There is a difference between giving up
and letting go. There are lots of thing that I have had to let go of
because of MS. It's the letting go that is hard for me. Ambitions I
once had are no longer possible. Plans and goals for myself have
long been abandoned. Sometimes I held out hope for so long my
fingers didn't want to let go of them. But inevitably I had to.
It's the letting go that is hard. I haven't given up.

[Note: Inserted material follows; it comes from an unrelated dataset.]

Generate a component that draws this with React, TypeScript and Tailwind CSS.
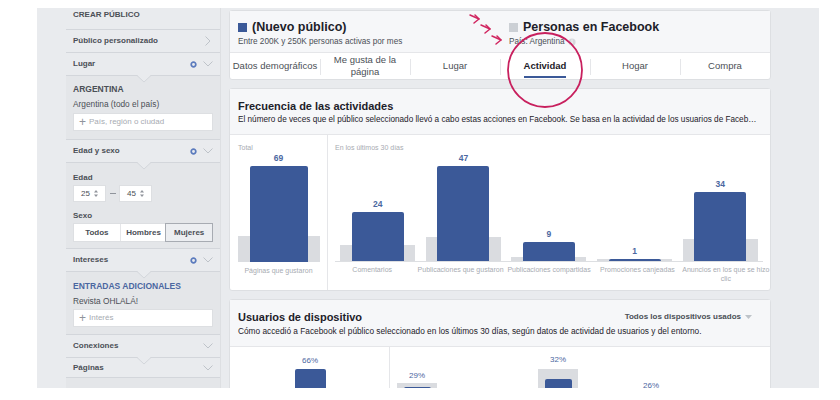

But still I dream. These things I have
had to let go I still dream of them. I close my eyes and hear the
roar of the wind and the jump master screaming “JUMP RUN” and my
mouth still gets dry. I'm still for a moment and I can almost feel
the lean of my motorcycle and the feeling of wanting to ride down
endless roads. I remember the feeling of freedom my scooter gave me
as I tried to keep up with traffic. I recall the feeling of
accomplishment I got from being paid to help people, knowing I did a
good job.
But it's more than that, I hear the
laughter of all the family and the children I never had, wake up and
hold my daughter more tightly in my arms. I hear the music of the
band I was in that never was and play alone for just me. I dream of
the career that might have been, the life that might have been, and
the person I might have become. Sometimes I dream of the arms that
hold me that will never be.
MS has taken a lot from me. I fight,
I don't give up, I dream. I let go of things, even though it's hard.
Life is hard. It would be easy to give
up on it. It's much harder to let it go a piece at a time. I fight
to the bitter end because that's just who I am.